Intrinsic codebook evaluation has at least three distinct flavors; similarity-depth correlation is one. The Instacart post discloses all three running in their evaluation suite:

  • Similarity-depth correlation (this concept) — quantitative faithfulness of the hierarchy to the upstream embedding.
  • LLM-based cluster evaluation — qualitative scoring of leaf groups on functional coherence + purchase likelihood + customer journey relevance.
  • Taxonomy alignment — whether products sharing L1 share a top-level category (and the disagreements are studied as potential catalog audit signals via concepts/code-vs-label-mismatch-as-catalog-audit).

The three are complementary: one measures hierarchy faithfulness, one measures business semantics, one measures catalog-tree alignment. Together they form the intrinsic evaluation of discrete codes pattern.

Caveats

  • Sampling methodology is critical. Pair sampling skewed toward popular categories will give different correlations than balanced sampling. The post does not disclose the sampling protocol.
  • Spearman vs Pearson choice. Spearman is rank-based and robust to non-linear relationships, which fits the discrete-prefix-depth output (a step function). Pearson would be sensitive to the step-function shape.
  • Interpretation of 0.69–0.84. The post asserts these values "confirm the semantic id hierarchy captures meaningful structure" but doesn't supply baselines (random codebook? VQ-VAE baseline? prior Instacart system?).
  • Intrinsic ≠ downstream. A high similarity-depth correlation doesn't guarantee good downstream retrieval performance — it just rules out one class of substrate failure.
  • Doesn't catch label-vs-code disagreement. If the upstream embedding already encodes a wrong taxonomy (e.g. sparse text → bad placement), similarity-depth correlation can be high while the codes are still functionally wrong.

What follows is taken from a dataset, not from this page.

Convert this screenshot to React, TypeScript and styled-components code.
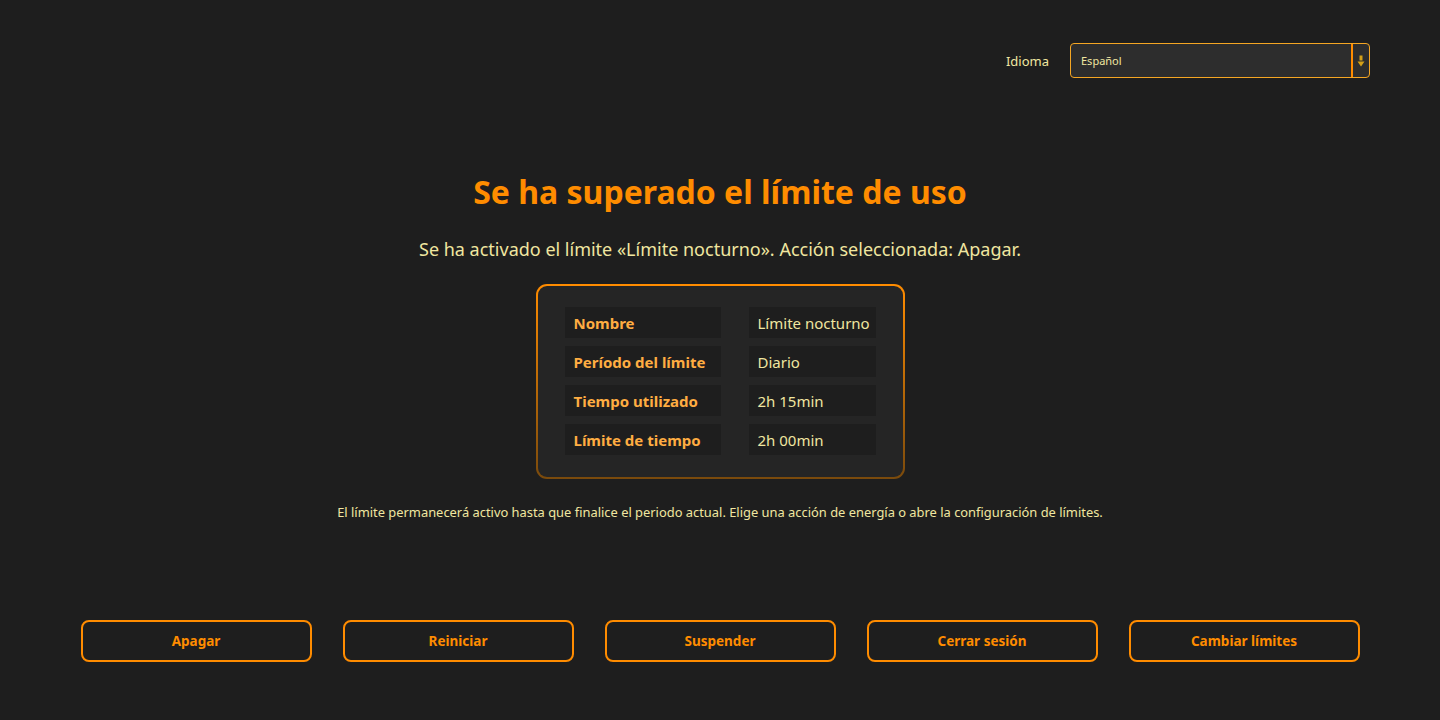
import { Fragment } from "react";
import styled, { createGlobalStyle } from "styled-components";

const GlobalStyle = createGlobalStyle`
  html, body {
    margin: 0;
    padding: 0;
    background: #1e1e1e;
  }
  * {
    box-sizing: border-box;
  }
`;

const rows = [
  { label: "Nombre", value: "Límite nocturno" },
  { label: "Período del límite", value: "Diario" },
  { label: "Tiempo utilizado", value: "2h 15min" },
  { label: "Límite de tiempo", value: "2h 00min" },
];

const actions = ["Apagar", "Reiniciar", "Suspender", "Cerrar sesión", "Cambiar límites"];

export default function App() {
  return (
    <>
      <GlobalStyle />
      <Page>
        <TopBar>
          <LangLabel>Idioma</LangLabel>
          <Select>
            <SelectText>Español</SelectText>
            <SelectArrow>
              <svg width="8" height="12" viewBox="0 0 8 12">
                <rect x="2.5" y="0.5" width="3" height="5" fill="#d4a017" />
                <path d="M4 11.5 L0.5 6.5 H7.5 Z" fill="#d4a017" />
              </svg>
            </SelectArrow>
          </Select>
        </TopBar>

        <Main>
          <Title>Se ha superado el límite de uso</Title>
          <Subtitle>
            Se ha activado el límite «Límite nocturno». Acción seleccionada: Apagar.
          </Subtitle>
          <Card>
            <Grid>
              {rows.map((r) => (
                <Fragment key={r.label}>
                  <LabelCell>{r.label}</LabelCell>
                  <ValueCell>{r.value}</ValueCell>
                </Fragment>
              ))}
            </Grid>
          </Card>
          <Note>
            El límite permanecerá activo hasta que finalice el periodo actual. Elige una acción de
            energía o abre la configuración de límites.
          </Note>
        </Main>

        <Actions>
          {actions.map((a) => (
            <ActionButton key={a}>{a}</ActionButton>
          ))}
        </Actions>
      </Page>
    </>
  );
}

const Page = styled.div`
  width: 100%;
  height: 720px;
  display: flex;
  flex-direction: column;
  font-family: "Noto Sans", "Open Sans", sans-serif;
  background: #1e1e1e;
`;

const TopBar = styled.div`
  display: flex;
  justify-content: flex-end;
  align-items: center;
  gap: 21px;
  padding: 43px 70px 0 0;
`;

const LangLabel = styled.span`
  color: #f0e6a0;
  font-size: 13px;
`;

const Select = styled.div`
  width: 300px;
  height: 35px;
  display: flex;
  align-items: stretch;
  background: #2d2d2d;
  border: 1px solid #f5a623;
  border-radius: 4px;
`;

const SelectText = styled.div`
  flex: 1;
  display: flex;
  align-items: center;
  padding-left: 10px;
  color: #f0e6a0;
  font-size: 11px;
`;

const SelectArrow = styled.div`
  width: 18px;
  display: flex;
  align-items: center;
  justify-content: center;
  border-left: 2px solid #ff8c00;
`;

const Main = styled.div`
  display: flex;
  flex-direction: column;
  align-items: center;
  padding-top: 93px;
`;

const Title = styled.h1`
  margin: 0;
  color: #ff8c00;
  font-size: 32px;
  font-weight: 700;
  line-height: 42px;
`;

const Subtitle = styled.p`
  margin: 24px 0 0;
  color: #f0e6a0;
  font-size: 18px;
  line-height: 24px;
`;

const Card = styled.div`
  margin-top: 23px;
  padding: 2px;
  border-radius: 11px;
  background: linear-gradient(to bottom, #ff8c00, #7a4a0c);
`;

const Grid = styled.div`
  display: grid;
  grid-template-columns: 156px 127px;
  column-gap: 28px;
  row-gap: 8px;
  padding: 21px 27px 22px;
  background: #252525;
  border-radius: 9px;
`;

const Cell = styled.div`
  height: 31px;
  display: flex;
  align-items: center;
  padding-left: 9px;
  background: #1e1e1e;
  font-size: 15px;
  white-space: nowrap;
`;

const LabelCell = styled(Cell)`
  color: #ffad42;
  font-weight: 700;
`;

const ValueCell = styled(Cell)`
  color: #f0e6a0;
`;

const Note = styled.p`
  margin: 24px 0 0;
  color: #f0e6a0;
  font-size: 12.9px;
  line-height: 18px;
`;

const Actions = styled.div`
  margin-top: auto;
  margin-bottom: 58px;
  display: grid;
  grid-template-columns: repeat(5, 231px);
  justify-content: center;
  column-gap: 31px;
`;

const ActionButton = styled.button`
  height: 42px;
  background: transparent;
  border: 2px solid #ff8c00;
  border-radius: 8px;
  color: #ff8c00;
  font-family: inherit;
  font-size: 13.5px;
  font-weight: 700;
  cursor: pointer;
`;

Cluster-LLM-eval and taxonomy-alignment cover that gap.

Seen in

  • sources/2026-06-02-instacart-semantic-ids-product-understanding-at-scale — first canonical wiki disclosure: Spearman 0.69–0.84 between embedding cosine similarity and shared SID levels for Instacart's production RQ-VAE codebooks; ≥0.9-cosine pairs share L1 at 98–99% declining to 18–37% at L4; surfaced two divergent-code failure cases (Riesling, team apparel) with sparse-text root cause.